*What you need to do*
Skip any picture you find and retype all the remaining lines exactly.
+===+
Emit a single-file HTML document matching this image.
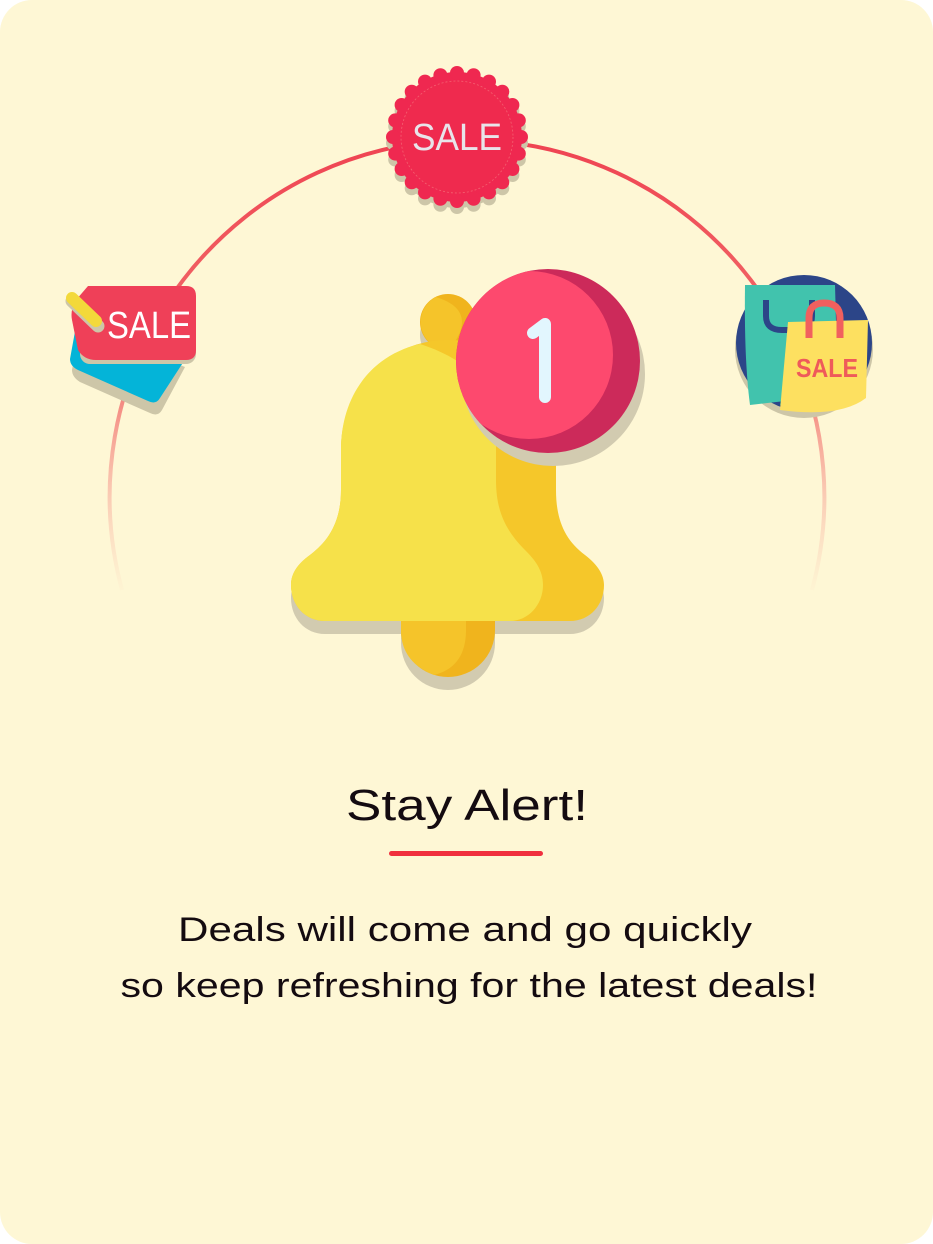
<!DOCTYPE html>
<html><head><meta charset="utf-8"><style>
html,body{margin:0;padding:0;background:#fff;}
.card{position:absolute;left:0;top:0;width:933px;height:1244px;background:#fef7d5;border-radius:32px;overflow:hidden;}
svg{position:absolute;left:0;top:0}
</style></head><body>
<div class="card">
<svg width="933" height="1244" viewBox="0 0 933 1244" xmlns="http://www.w3.org/2000/svg">
<defs>
<linearGradient id="arcg" gradientUnits="userSpaceOnUse" x1="0" y1="140" x2="0" y2="600">
<stop offset="0" stop-color="#ef4352"/>
<stop offset="0.5" stop-color="#f06060" stop-opacity="0.9"/>
<stop offset="1" stop-color="#f8b0a0" stop-opacity="0"/>
</linearGradient>
<clipPath id="bc"><circle cx="548" cy="361" r="92"/></clipPath>
<g id="scal">
<circle r="65"/>
<circle cx="0" cy="-64" r="7"/><circle cx="16.6" cy="-61.8" r="7"/><circle cx="32" cy="-55.4" r="7"/><circle cx="45.3" cy="-45.3" r="7"/><circle cx="55.4" cy="-32" r="7"/><circle cx="61.8" cy="-16.6" r="7"/>
<circle cx="64" cy="0" r="7"/><circle cx="61.8" cy="16.6" r="7"/><circle cx="55.4" cy="32" r="7"/><circle cx="45.3" cy="45.3" r="7"/><circle cx="32" cy="55.4" r="7"/><circle cx="16.6" cy="61.8" r="7"/>
<circle cx="0" cy="64" r="7"/><circle cx="-16.6" cy="61.8" r="7"/><circle cx="-32" cy="55.4" r="7"/><circle cx="-45.3" cy="45.3" r="7"/><circle cx="-55.4" cy="32" r="7"/><circle cx="-61.8" cy="16.6" r="7"/>
<circle cx="-64" cy="0" r="7"/><circle cx="-61.8" cy="-16.6" r="7"/><circle cx="-55.4" cy="-32" r="7"/><circle cx="-45.3" cy="-45.3" r="7"/><circle cx="-32" cy="-55.4" r="7"/><circle cx="-16.6" cy="-61.8" r="7"/>
</g>
</defs>
<!-- arc -->
<path d="M 122 590 A 357 357 0 0 1 467 140 A 357 357 0 0 1 812 590" fill="none" stroke="url(#arcg)" stroke-width="4"/>

<!-- top SALE badge -->
<g transform="translate(457,143)" fill="#cdc6a8"><use href="#scal"/></g>
<g transform="translate(457,137)" fill="#ef2850"><use href="#scal"/></g>
<circle cx="457" cy="137" r="56" fill="#ef2a4e" stroke="#f46070" stroke-width="0.8" stroke-dasharray="2 2"/>
<text x="457" y="150" text-anchor="middle" font-family="Liberation Sans, sans-serif" font-size="38" fill="#e8e4ea" textLength="90" lengthAdjust="spacingAndGlyphs">SALE</text>

<!-- left SALE tag -->
<path d="M80 325 L185 367 L162 410 Q158 417 150 413 L80 382 Q72 377 72 370 Z" fill="#cdc6a8"/>
<path d="M78 315 L186 358 L160 398 Q156 405 148 401 L78 370 Q70 366 70 359 Z" fill="#04b4d8"/>
<rect x="80" y="292" width="116" height="72" rx="10" fill="#cdc6a8"/>
<path d="M88 286 L186 286 Q196 286 196 296 L196 350 Q196 360 186 360 L96 360 Q84 360 78 350 L72 320 Q70 310 76 300 Z" fill="#ef4058"/>
<line x1="72" y1="301" x2="98" y2="326" stroke="#cdc6a8" stroke-width="13" stroke-linecap="round"/>
<line x1="72" y1="298" x2="96" y2="321" stroke="#f3d93a" stroke-width="12" stroke-linecap="round"/>
<text x="107" y="338" font-family="Liberation Sans, sans-serif" font-size="38" fill="#fff" textLength="84" lengthAdjust="spacingAndGlyphs">SALE</text>

<!-- right bag circle -->
<circle cx="804" cy="349" r="69" fill="#cdc6a8"/>
<circle cx="804" cy="343" r="68" fill="#2c4588"/>
<path d="M745 285 L835 285 L838 395 L750 405 Q744 360 745 285 Z" fill="#41c3ad"/>
<path d="M790 345 L830 340 L830 400 L780 405 Z" fill="#16b0a0"/>
<path d="M766 300 L766 316 Q766 330 782 330 L796 330 Q812 330 812 316 L812 300" fill="none" stroke="#2c4588" stroke-width="6"/>
<path d="M788 322 L868 320 L866 398 Q840 418 780 410 Z" fill="#fde060"/>
<path d="M809 338 L809 318 Q809 303 824 303 Q840 303 840 318 L840 338" fill="none" stroke="#f1605e" stroke-width="7"/>
<text x="827" y="377" text-anchor="middle" font-family="Liberation Sans, sans-serif" font-weight="bold" font-size="26" fill="#ef5a5a" textLength="62" lengthAdjust="spacingAndGlyphs">SALE</text>

<!-- bell shadow -->
<g fill="#d2cbb0" transform="translate(0,13)">
<circle cx="448" cy="322" r="28"/>
<circle cx="448" cy="630" r="47"/>
<rect x="401" y="600" width="94" height="30"/>
<path d="M448 340 C390 340 341 385 341 450 L341 490 C341 520 330 540 310 555 C296 565 291 575 291 585 C291 605 305 621 325 621 L570 621 C590 621 604 605 604 585 C604 575 598 565 585 555 C565 540 556 520 556 490 L556 450 C556 385 506 340 448 340 Z"/>
</g>
<!-- bell -->
<circle cx="448" cy="322" r="28" fill="#f0b41d"/>
<path d="M436 297 A28 28 0 0 0 448 350 Q462 335 462 322 Q462 305 436 297 Z" fill="#f5c42a"/>
<circle cx="448" cy="630" r="47" fill="#f0b41d"/>
<rect x="401" y="600" width="94" height="30" fill="#f0b41d"/>
<path d="M401 600 L466 600 L466 630 Q466 667 434 675 Q401 662 401 630 Z" fill="#f5c42a"/>
<path d="M448 340 C390 340 341 385 341 450 L341 490 C341 520 330 540 310 555 C296 565 291 575 291 585 C291 605 305 621 325 621 L570 621 C590 621 604 605 604 585 C604 575 598 565 585 555 C565 540 556 520 556 490 L556 450 C556 385 506 340 448 340 Z" fill="#f5c72a"/>
<path d="M420 344 C372 355 341 395 341 450 L341 490 C341 520 330 540 310 555 C296 565 291 575 291 585 C291 605 305 621 325 621 L510 621 C528 621 543 605 543 585 C543 570 535 560 525 550 C505 530 496 510 496 480 L496 420 C496 390 470 360 420 344 Z" fill="#f6e14a"/>

<!-- badge -->
<circle cx="553" cy="374" r="92" fill="#d2cbb0"/>
<circle cx="548" cy="361" r="92" fill="#cc2a5a"/>
<circle cx="529" cy="355" r="84" fill="#fd496e" clip-path="url(#bc)"/>
<path d="M533 333 L545 324 L545 397" fill="none" stroke="#e2f6fe" stroke-width="12" stroke-linecap="round" stroke-linejoin="round"/>

<!-- text -->
<text x="467" y="820" text-anchor="middle" font-family="Liberation Sans, sans-serif" font-size="44" fill="#140b10" textLength="242" lengthAdjust="spacingAndGlyphs">Stay Alert!</text>
<rect x="389" y="851" width="154" height="5" rx="2.5" fill="#f0303e"/>
<text x="465" y="941" text-anchor="middle" font-family="Liberation Sans, sans-serif" font-size="34" fill="#140b10" textLength="574" lengthAdjust="spacingAndGlyphs">Deals will come and go quickly</text>
<text x="469" y="997" text-anchor="middle" font-family="Liberation Sans, sans-serif" font-size="34" fill="#140b10" textLength="697" lengthAdjust="spacingAndGlyphs">so keep refreshing for the latest deals!</text>
</svg>
</div>
</body></html>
+===+
*Solution below*
Emit a single-file HTML document matching this image.
<!DOCTYPE html>
<html><head><meta charset="utf-8"><style>
html,body{margin:0;padding:0;background:#fff;}
.card{position:absolute;left:0;top:0;width:933px;height:1244px;background:#fef7d5;border-radius:32px;overflow:hidden;}
svg{position:absolute;left:0;top:0}
</style></head><body>
<div class="card">
<svg width="933" height="1244" viewBox="0 0 933 1244" xmlns="http://www.w3.org/2000/svg">
<defs>
<linearGradient id="arcg" gradientUnits="userSpaceOnUse" x1="0" y1="140" x2="0" y2="600">
<stop offset="0" stop-color="#ef4352"/>
<stop offset="0.5" stop-color="#f06060" stop-opacity="0.9"/>
<stop offset="1" stop-color="#f8b0a0" stop-opacity="0"/>
</linearGradient>
<clipPath id="bc"><circle cx="548" cy="361" r="92"/></clipPath>
<g id="scal">
<circle r="65"/>
<circle cx="0" cy="-64" r="7"/><circle cx="16.6" cy="-61.8" r="7"/><circle cx="32" cy="-55.4" r="7"/><circle cx="45.3" cy="-45.3" r="7"/><circle cx="55.4" cy="-32" r="7"/><circle cx="61.8" cy="-16.6" r="7"/>
<circle cx="64" cy="0" r="7"/><circle cx="61.8" cy="16.6" r="7"/><circle cx="55.4" cy="32" r="7"/><circle cx="45.3" cy="45.3" r="7"/><circle cx="32" cy="55.4" r="7"/><circle cx="16.6" cy="61.8" r="7"/>
<circle cx="0" cy="64" r="7"/><circle cx="-16.6" cy="61.8" r="7"/><circle cx="-32" cy="55.4" r="7"/><circle cx="-45.3" cy="45.3" r="7"/><circle cx="-55.4" cy="32" r="7"/><circle cx="-61.8" cy="16.6" r="7"/>
<circle cx="-64" cy="0" r="7"/><circle cx="-61.8" cy="-16.6" r="7"/><circle cx="-55.4" cy="-32" r="7"/><circle cx="-45.3" cy="-45.3" r="7"/><circle cx="-32" cy="-55.4" r="7"/><circle cx="-16.6" cy="-61.8" r="7"/>
</g>
</defs>
<!-- arc -->
<path d="M 122 590 A 357 357 0 0 1 467 140 A 357 357 0 0 1 812 590" fill="none" stroke="url(#arcg)" stroke-width="4"/>

<!-- top SALE badge -->
<g transform="translate(457,143)" fill="#cdc6a8"><use href="#scal"/></g>
<g transform="translate(457,137)" fill="#ef2850"><use href="#scal"/></g>
<circle cx="457" cy="137" r="56" fill="#ef2a4e" stroke="#f46070" stroke-width="0.8" stroke-dasharray="2 2"/>
<text x="457" y="150" text-anchor="middle" font-family="Liberation Sans, sans-serif" font-size="38" fill="#e8e4ea" textLength="90" lengthAdjust="spacingAndGlyphs">SALE</text>

<!-- left SALE tag -->
<path d="M80 325 L185 367 L162 410 Q158 417 150 413 L80 382 Q72 377 72 370 Z" fill="#cdc6a8"/>
<path d="M78 315 L186 358 L160 398 Q156 405 148 401 L78 370 Q70 366 70 359 Z" fill="#04b4d8"/>
<rect x="80" y="292" width="116" height="72" rx="10" fill="#cdc6a8"/>
<path d="M88 286 L186 286 Q196 286 196 296 L196 350 Q196 360 186 360 L96 360 Q84 360 78 350 L72 320 Q70 310 76 300 Z" fill="#ef4058"/>
<line x1="72" y1="301" x2="98" y2="326" stroke="#cdc6a8" stroke-width="13" stroke-linecap="round"/>
<line x1="72" y1="298" x2="96" y2="321" stroke="#f3d93a" stroke-width="12" stroke-linecap="round"/>
<text x="107" y="338" font-family="Liberation Sans, sans-serif" font-size="38" fill="#fff" textLength="84" lengthAdjust="spacingAndGlyphs">SALE</text>

<!-- right bag circle -->
<circle cx="804" cy="349" r="69" fill="#cdc6a8"/>
<circle cx="804" cy="343" r="68" fill="#2c4588"/>
<path d="M745 285 L835 285 L838 395 L750 405 Q744 360 745 285 Z" fill="#41c3ad"/>
<path d="M790 345 L830 340 L830 400 L780 405 Z" fill="#16b0a0"/>
<path d="M766 300 L766 316 Q766 330 782 330 L796 330 Q812 330 812 316 L812 300" fill="none" stroke="#2c4588" stroke-width="6"/>
<path d="M788 322 L868 320 L866 398 Q840 418 780 410 Z" fill="#fde060"/>
<path d="M809 338 L809 318 Q809 303 824 303 Q840 303 840 318 L840 338" fill="none" stroke="#f1605e" stroke-width="7"/>
<text x="827" y="377" text-anchor="middle" font-family="Liberation Sans, sans-serif" font-weight="bold" font-size="26" fill="#ef5a5a" textLength="62" lengthAdjust="spacingAndGlyphs">SALE</text>

<!-- bell shadow -->
<g fill="#d2cbb0" transform="translate(0,13)">
<circle cx="448" cy="322" r="28"/>
<circle cx="448" cy="630" r="47"/>
<rect x="401" y="600" width="94" height="30"/>
<path d="M448 340 C390 340 341 385 341 450 L341 490 C341 520 330 540 310 555 C296 565 291 575 291 585 C291 605 305 621 325 621 L570 621 C590 621 604 605 604 585 C604 575 598 565 585 555 C565 540 556 520 556 490 L556 450 C556 385 506 340 448 340 Z"/>
</g>
<!-- bell -->
<circle cx="448" cy="322" r="28" fill="#f0b41d"/>
<path d="M436 297 A28 28 0 0 0 448 350 Q462 335 462 322 Q462 305 436 297 Z" fill="#f5c42a"/>
<circle cx="448" cy="630" r="47" fill="#f0b41d"/>
<rect x="401" y="600" width="94" height="30" fill="#f0b41d"/>
<path d="M401 600 L466 600 L466 630 Q466 667 434 675 Q401 662 401 630 Z" fill="#f5c42a"/>
<path d="M448 340 C390 340 341 385 341 450 L341 490 C341 520 330 540 310 555 C296 565 291 575 291 585 C291 605 305 621 325 621 L570 621 C590 621 604 605 604 585 C604 575 598 565 585 555 C565 540 556 520 556 490 L556 450 C556 385 506 340 448 340 Z" fill="#f5c72a"/>
<path d="M420 344 C372 355 341 395 341 450 L341 490 C341 520 330 540 310 555 C296 565 291 575 291 585 C291 605 305 621 325 621 L510 621 C528 621 543 605 543 585 C543 570 535 560 525 550 C505 530 496 510 496 480 L496 420 C496 390 470 360 420 344 Z" fill="#f6e14a"/>

<!-- badge -->
<circle cx="553" cy="374" r="92" fill="#d2cbb0"/>
<circle cx="548" cy="361" r="92" fill="#cc2a5a"/>
<circle cx="529" cy="355" r="84" fill="#fd496e" clip-path="url(#bc)"/>
<path d="M533 333 L545 324 L545 397" fill="none" stroke="#e2f6fe" stroke-width="12" stroke-linecap="round" stroke-linejoin="round"/>

<!-- text -->
<text x="467" y="820" text-anchor="middle" font-family="Liberation Sans, sans-serif" font-size="44" fill="#140b10" textLength="242" lengthAdjust="spacingAndGlyphs">Stay Alert!</text>
<rect x="389" y="851" width="154" height="5" rx="2.5" fill="#f0303e"/>
<text x="465" y="941" text-anchor="middle" font-family="Liberation Sans, sans-serif" font-size="34" fill="#140b10" textLength="574" lengthAdjust="spacingAndGlyphs">Deals will come and go quickly</text>
<text x="469" y="997" text-anchor="middle" font-family="Liberation Sans, sans-serif" font-size="34" fill="#140b10" textLength="697" lengthAdjust="spacingAndGlyphs">so keep refreshing for the latest deals!</text>
</svg>
</div>
</body></html>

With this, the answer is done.